**Required task:** Print all of the lines exactly. Any picture among them stays out.

═════ Supplied information

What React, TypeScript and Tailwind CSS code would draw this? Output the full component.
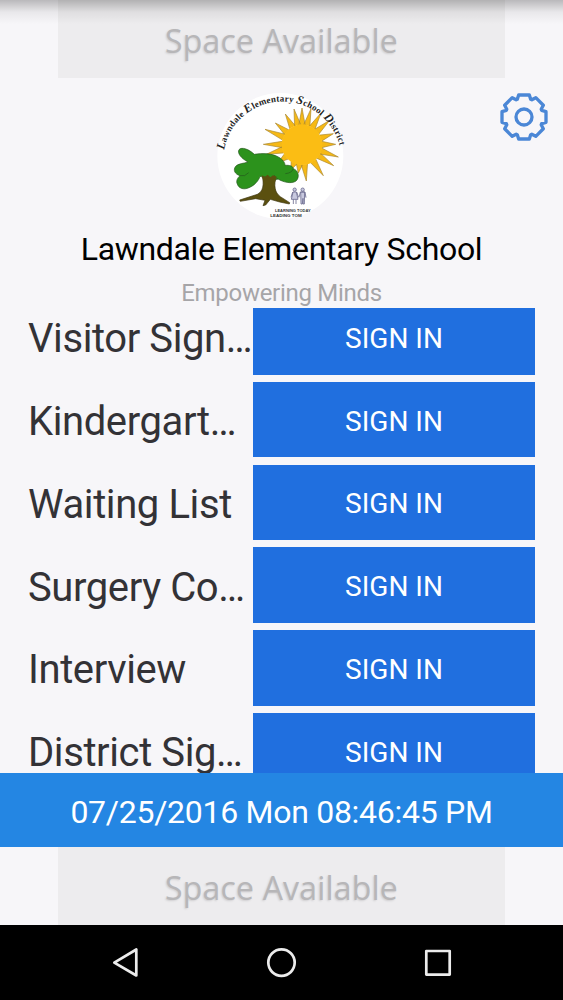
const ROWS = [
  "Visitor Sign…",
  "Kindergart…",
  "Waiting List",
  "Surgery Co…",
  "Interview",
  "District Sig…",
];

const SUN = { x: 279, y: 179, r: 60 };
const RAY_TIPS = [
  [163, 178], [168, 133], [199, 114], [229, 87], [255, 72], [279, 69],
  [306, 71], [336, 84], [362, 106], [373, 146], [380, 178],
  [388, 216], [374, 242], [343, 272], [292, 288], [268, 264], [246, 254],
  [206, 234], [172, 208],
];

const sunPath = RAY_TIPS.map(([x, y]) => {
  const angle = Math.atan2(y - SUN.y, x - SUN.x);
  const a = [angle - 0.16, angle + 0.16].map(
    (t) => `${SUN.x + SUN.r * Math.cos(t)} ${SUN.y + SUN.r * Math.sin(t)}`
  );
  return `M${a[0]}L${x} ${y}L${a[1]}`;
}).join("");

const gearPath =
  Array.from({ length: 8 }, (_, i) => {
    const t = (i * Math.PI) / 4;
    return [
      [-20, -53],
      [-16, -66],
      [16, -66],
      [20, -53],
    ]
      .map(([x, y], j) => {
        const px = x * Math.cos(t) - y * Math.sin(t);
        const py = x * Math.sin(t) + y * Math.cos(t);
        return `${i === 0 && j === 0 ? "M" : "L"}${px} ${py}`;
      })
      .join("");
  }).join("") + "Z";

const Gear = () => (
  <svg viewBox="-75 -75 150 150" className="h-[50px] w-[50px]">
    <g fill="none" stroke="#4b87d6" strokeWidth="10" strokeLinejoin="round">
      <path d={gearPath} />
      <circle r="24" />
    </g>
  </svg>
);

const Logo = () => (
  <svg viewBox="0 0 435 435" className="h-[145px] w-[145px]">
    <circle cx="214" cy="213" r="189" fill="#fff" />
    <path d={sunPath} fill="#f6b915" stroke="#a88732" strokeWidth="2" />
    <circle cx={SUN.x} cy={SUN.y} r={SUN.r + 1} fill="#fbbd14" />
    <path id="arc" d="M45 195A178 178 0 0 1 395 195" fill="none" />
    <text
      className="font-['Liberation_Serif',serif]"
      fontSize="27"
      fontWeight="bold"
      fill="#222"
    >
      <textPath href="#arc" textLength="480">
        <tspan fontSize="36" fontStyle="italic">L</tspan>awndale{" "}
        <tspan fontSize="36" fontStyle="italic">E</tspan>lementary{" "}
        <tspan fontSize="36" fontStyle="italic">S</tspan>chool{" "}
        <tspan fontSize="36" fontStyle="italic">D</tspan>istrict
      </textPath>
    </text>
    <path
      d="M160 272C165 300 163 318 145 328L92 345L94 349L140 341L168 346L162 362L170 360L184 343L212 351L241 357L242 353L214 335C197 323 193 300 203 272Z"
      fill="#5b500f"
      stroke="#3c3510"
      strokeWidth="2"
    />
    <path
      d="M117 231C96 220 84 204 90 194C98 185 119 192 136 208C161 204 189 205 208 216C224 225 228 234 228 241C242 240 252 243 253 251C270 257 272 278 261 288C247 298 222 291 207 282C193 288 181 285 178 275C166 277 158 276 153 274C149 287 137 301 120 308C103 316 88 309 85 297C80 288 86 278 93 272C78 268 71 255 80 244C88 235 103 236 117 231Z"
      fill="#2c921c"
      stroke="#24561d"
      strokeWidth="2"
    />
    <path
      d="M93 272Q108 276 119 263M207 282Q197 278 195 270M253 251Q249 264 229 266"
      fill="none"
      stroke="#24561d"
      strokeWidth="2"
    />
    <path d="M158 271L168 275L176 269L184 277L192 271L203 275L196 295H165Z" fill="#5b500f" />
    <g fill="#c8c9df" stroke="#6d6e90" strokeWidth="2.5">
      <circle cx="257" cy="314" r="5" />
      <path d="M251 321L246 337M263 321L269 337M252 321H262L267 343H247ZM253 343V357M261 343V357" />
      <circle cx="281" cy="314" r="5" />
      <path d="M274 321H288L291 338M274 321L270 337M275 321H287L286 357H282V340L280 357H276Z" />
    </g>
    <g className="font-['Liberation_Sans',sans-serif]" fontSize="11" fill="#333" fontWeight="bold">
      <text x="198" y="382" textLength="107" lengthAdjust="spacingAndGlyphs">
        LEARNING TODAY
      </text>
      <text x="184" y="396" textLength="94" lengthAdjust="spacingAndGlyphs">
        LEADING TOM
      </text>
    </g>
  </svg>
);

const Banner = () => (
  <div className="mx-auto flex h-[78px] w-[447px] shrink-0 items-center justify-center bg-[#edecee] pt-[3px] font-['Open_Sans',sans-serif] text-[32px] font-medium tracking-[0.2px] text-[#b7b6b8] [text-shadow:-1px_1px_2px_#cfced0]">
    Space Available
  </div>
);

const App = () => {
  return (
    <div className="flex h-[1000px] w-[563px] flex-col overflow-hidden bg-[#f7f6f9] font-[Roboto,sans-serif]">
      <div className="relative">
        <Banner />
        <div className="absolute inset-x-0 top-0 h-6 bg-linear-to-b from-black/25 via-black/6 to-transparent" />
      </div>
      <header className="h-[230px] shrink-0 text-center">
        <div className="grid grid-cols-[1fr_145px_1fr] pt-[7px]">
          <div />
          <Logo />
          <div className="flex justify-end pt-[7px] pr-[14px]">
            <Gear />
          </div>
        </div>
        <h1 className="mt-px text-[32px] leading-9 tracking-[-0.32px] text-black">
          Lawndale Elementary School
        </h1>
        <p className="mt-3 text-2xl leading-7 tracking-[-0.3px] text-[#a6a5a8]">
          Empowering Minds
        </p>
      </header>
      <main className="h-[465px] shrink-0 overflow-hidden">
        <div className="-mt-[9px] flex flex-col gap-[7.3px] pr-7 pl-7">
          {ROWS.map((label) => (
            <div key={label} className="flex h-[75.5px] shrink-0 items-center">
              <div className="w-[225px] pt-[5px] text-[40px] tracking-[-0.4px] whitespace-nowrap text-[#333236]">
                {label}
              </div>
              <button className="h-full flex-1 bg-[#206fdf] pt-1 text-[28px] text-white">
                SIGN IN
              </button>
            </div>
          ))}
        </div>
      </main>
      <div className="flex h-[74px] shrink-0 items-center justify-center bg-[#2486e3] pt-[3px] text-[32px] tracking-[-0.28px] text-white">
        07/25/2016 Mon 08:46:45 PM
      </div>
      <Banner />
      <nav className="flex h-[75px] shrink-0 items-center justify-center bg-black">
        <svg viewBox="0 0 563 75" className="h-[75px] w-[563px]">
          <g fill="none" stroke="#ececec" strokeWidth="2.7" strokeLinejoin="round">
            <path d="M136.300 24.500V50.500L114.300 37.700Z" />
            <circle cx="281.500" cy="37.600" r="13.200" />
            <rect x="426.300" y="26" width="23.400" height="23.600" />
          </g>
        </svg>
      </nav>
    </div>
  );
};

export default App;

══════════

**Written response:**
What React, TypeScript and Tailwind CSS code would draw this? Output the full component.
const ROWS = [
  "Visitor Sign…",
  "Kindergart…",
  "Waiting List",
  "Surgery Co…",
  "Interview",
  "District Sig…",
];

const SUN = { x: 279, y: 179, r: 60 };
const RAY_TIPS = [
  [163, 178], [168, 133], [199, 114], [229, 87], [255, 72], [279, 69],
  [306, 71], [336, 84], [362, 106], [373, 146], [380, 178],
  [388, 216], [374, 242], [343, 272], [292, 288], [268, 264], [246, 254],
  [206, 234], [172, 208],
];

const sunPath = RAY_TIPS.map(([x, y]) => {
  const angle = Math.atan2(y - SUN.y, x - SUN.x);
  const a = [angle - 0.16, angle + 0.16].map(
    (t) => `${SUN.x + SUN.r * Math.cos(t)} ${SUN.y + SUN.r * Math.sin(t)}`
  );
  return `M${a[0]}L${x} ${y}L${a[1]}`;
}).join("");

const gearPath =
  Array.from({ length: 8 }, (_, i) => {
    const t = (i * Math.PI) / 4;
    return [
      [-20, -53],
      [-16, -66],
      [16, -66],
      [20, -53],
    ]
      .map(([x, y], j) => {
        const px = x * Math.cos(t) - y * Math.sin(t);
        const py = x * Math.sin(t) + y * Math.cos(t);
        return `${i === 0 && j === 0 ? "M" : "L"}${px} ${py}`;
      })
      .join("");
  }).join("") + "Z";

const Gear = () => (
  <svg viewBox="-75 -75 150 150" className="h-[50px] w-[50px]">
    <g fill="none" stroke="#4b87d6" strokeWidth="10" strokeLinejoin="round">
      <path d={gearPath} />
      <circle r="24" />
    </g>
  </svg>
);

const Logo = () => (
  <svg viewBox="0 0 435 435" className="h-[145px] w-[145px]">
    <circle cx="214" cy="213" r="189" fill="#fff" />
    <path d={sunPath} fill="#f6b915" stroke="#a88732" strokeWidth="2" />
    <circle cx={SUN.x} cy={SUN.y} r={SUN.r + 1} fill="#fbbd14" />
    <path id="arc" d="M45 195A178 178 0 0 1 395 195" fill="none" />
    <text
      className="font-['Liberation_Serif',serif]"
      fontSize="27"
      fontWeight="bold"
      fill="#222"
    >
      <textPath href="#arc" textLength="480">
        <tspan fontSize="36" fontStyle="italic">L</tspan>awndale{" "}
        <tspan fontSize="36" fontStyle="italic">E</tspan>lementary{" "}
        <tspan fontSize="36" fontStyle="italic">S</tspan>chool{" "}
        <tspan fontSize="36" fontStyle="italic">D</tspan>istrict
      </textPath>
    </text>
    <path
      d="M160 272C165 300 163 318 145 328L92 345L94 349L140 341L168 346L162 362L170 360L184 343L212 351L241 357L242 353L214 335C197 323 193 300 203 272Z"
      fill="#5b500f"
      stroke="#3c3510"
      strokeWidth="2"
    />
    <path
      d="M117 231C96 220 84 204 90 194C98 185 119 192 136 208C161 204 189 205 208 216C224 225 228 234 228 241C242 240 252 243 253 251C270 257 272 278 261 288C247 298 222 291 207 282C193 288 181 285 178 275C166 277 158 276 153 274C149 287 137 301 120 308C103 316 88 309 85 297C80 288 86 278 93 272C78 268 71 255 80 244C88 235 103 236 117 231Z"
      fill="#2c921c"
      stroke="#24561d"
      strokeWidth="2"
    />
    <path
      d="M93 272Q108 276 119 263M207 282Q197 278 195 270M253 251Q249 264 229 266"
      fill="none"
      stroke="#24561d"
      strokeWidth="2"
    />
    <path d="M158 271L168 275L176 269L184 277L192 271L203 275L196 295H165Z" fill="#5b500f" />
    <g fill="#c8c9df" stroke="#6d6e90" strokeWidth="2.5">
      <circle cx="257" cy="314" r="5" />
      <path d="M251 321L246 337M263 321L269 337M252 321H262L267 343H247ZM253 343V357M261 343V357" />
      <circle cx="281" cy="314" r="5" />
      <path d="M274 321H288L291 338M274 321L270 337M275 321H287L286 357H282V340L280 357H276Z" />
    </g>
    <g className="font-['Liberation_Sans',sans-serif]" fontSize="11" fill="#333" fontWeight="bold">
      <text x="198" y="382" textLength="107" lengthAdjust="spacingAndGlyphs">
        LEARNING TODAY
      </text>
      <text x="184" y="396" textLength="94" lengthAdjust="spacingAndGlyphs">
        LEADING TOM
      </text>
    </g>
  </svg>
);

const Banner = () => (
  <div className="mx-auto flex h-[78px] w-[447px] shrink-0 items-center justify-center bg-[#edecee] pt-[3px] font-['Open_Sans',sans-serif] text-[32px] font-medium tracking-[0.2px] text-[#b7b6b8] [text-shadow:-1px_1px_2px_#cfced0]">
    Space Available
  </div>
);

const App = () => {
  return (
    <div className="flex h-[1000px] w-[563px] flex-col overflow-hidden bg-[#f7f6f9] font-[Roboto,sans-serif]">
      <div className="relative">
        <Banner />
        <div className="absolute inset-x-0 top-0 h-6 bg-linear-to-b from-black/25 via-black/6 to-transparent" />
      </div>
      <header className="h-[230px] shrink-0 text-center">
        <div className="grid grid-cols-[1fr_145px_1fr] pt-[7px]">
          <div />
          <Logo />
          <div className="flex justify-end pt-[7px] pr-[14px]">
            <Gear />
          </div>
        </div>
        <h1 className="mt-px text-[32px] leading-9 tracking-[-0.32px] text-black">
          Lawndale Elementary School
        </h1>
        <p className="mt-3 text-2xl leading-7 tracking-[-0.3px] text-[#a6a5a8]">
          Empowering Minds
        </p>
      </header>
      <main className="h-[465px] shrink-0 overflow-hidden">
        <div className="-mt-[9px] flex flex-col gap-[7.3px] pr-7 pl-7">
          {ROWS.map((label) => (
            <div key={label} className="flex h-[75.5px] shrink-0 items-center">
              <div className="w-[225px] pt-[5px] text-[40px] tracking-[-0.4px] whitespace-nowrap text-[#333236]">
                {label}
              </div>
              <button className="h-full flex-1 bg-[#206fdf] pt-1 text-[28px] text-white">
                SIGN IN
              </button>
            </div>
          ))}
        </div>
      </main>
      <div className="flex h-[74px] shrink-0 items-center justify-center bg-[#2486e3] pt-[3px] text-[32px] tracking-[-0.28px] text-white">
        07/25/2016 Mon 08:46:45 PM
      </div>
      <Banner />
      <nav className="flex h-[75px] shrink-0 items-center justify-center bg-black">
        <svg viewBox="0 0 563 75" className="h-[75px] w-[563px]">
          <g fill="none" stroke="#ececec" strokeWidth="2.7" strokeLinejoin="round">
            <path d="M136.300 24.500V50.500L114.300 37.700Z" />
            <circle cx="281.500" cy="37.600" r="13.200" />
            <rect x="426.300" y="26" width="23.400" height="23.600" />
          </g>
        </svg>
      </nav>
    </div>
  );
};

export default App;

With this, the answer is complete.